I have the following code:
with ThreadPoolExecutor(max_workers=num_of_pages) as executor:
futh = [(executor.submit(self.getdata2, page, hed, data, apifolder,additional)) for page in pages]
for data in as_completed(futh):
datarALL = datarALL + data.result()
return datarALL
The num_of_pages isn't fixed but usualy it's around 250.
getdata2 func creates GET requests and return each page results:
The problem is that all 250 pages (threads) are created together. which means 250 GET requests which are called at the same time. This cause overload in the server so I get alot of retries due to delayed server response which shuts down the GET call and retry it. I want to avoid it.
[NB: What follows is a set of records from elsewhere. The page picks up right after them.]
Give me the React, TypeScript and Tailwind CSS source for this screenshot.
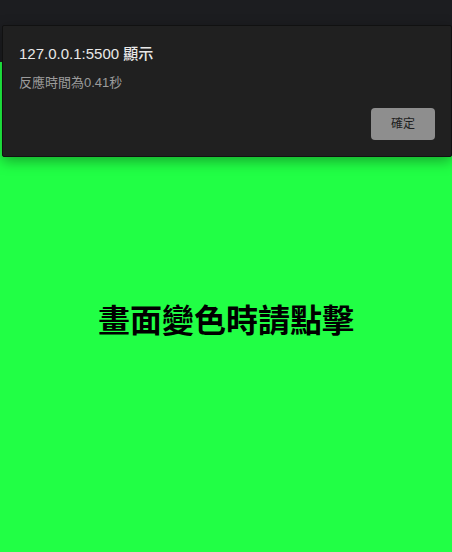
import React from "react";

export default function App() {
  const font = { fontFamily: '"Liberation Sans", "Noto Sans CJK TC", sans-serif' };
  return (
    <div className="relative w-[452px] h-[552px] flex flex-col bg-[#21ff45] overflow-hidden" style={font}>
      <div className="h-[62px] bg-[#1c1d20] shrink-0" />
      <div className="flex-1 flex items-center justify-center pt-[28px]">
        <h1 className="text-[32px] font-bold text-black leading-none tracking-[0px]">畫面變色時請點擊</h1>
      </div>
      <div className="absolute left-[2px] top-[25px] w-[450px] h-[132px] bg-[#202020] border border-[#111] rounded-[2px] shadow-[0_4px_14px_rgba(0,0,0,0.35)] flex flex-col pl-4 pr-4 pt-[18px] pb-4">
        <div className="text-[15px] leading-5 font-medium text-[#e8e8e8]">127.0.0.1:5500 顯示</div>
        <div className="mt-[10px] text-[13px] leading-[18px] text-[#9b9b9b]">反應時間為0.41秒</div>
        <div className="mt-auto flex justify-end">
          <button className="w-[64px] h-[32px] rounded-[4px] bg-[#8e8e8e] text-[12px] text-[#1e1e1e]">確定</button>
        </div>
      </div>
    </div>
  );
}
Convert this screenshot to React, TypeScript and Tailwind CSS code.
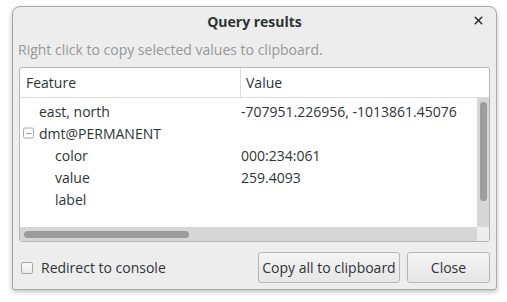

I thought of creating some sort of lock which will prevent the thread/page from creating the GET request if there are more than 10 active requests. In such case it will wait till a slot is available.
Some thing like:
executing_now = []
def getdata2(...)
...
while len(executing_now)>10:
sleep(10)
executing_now.append(page)
response = requests.get(url, data=data, headers=hed, verify=False)
....
executing_now.remove(page)
return ...
Is there an existed mechanism for this in Python? This requires the threads to check for a shared memory... I want to avoid the multi threading problems such as deadlock etc..
Basically warp the GET call with a limit of how many threads can execute it on the same time.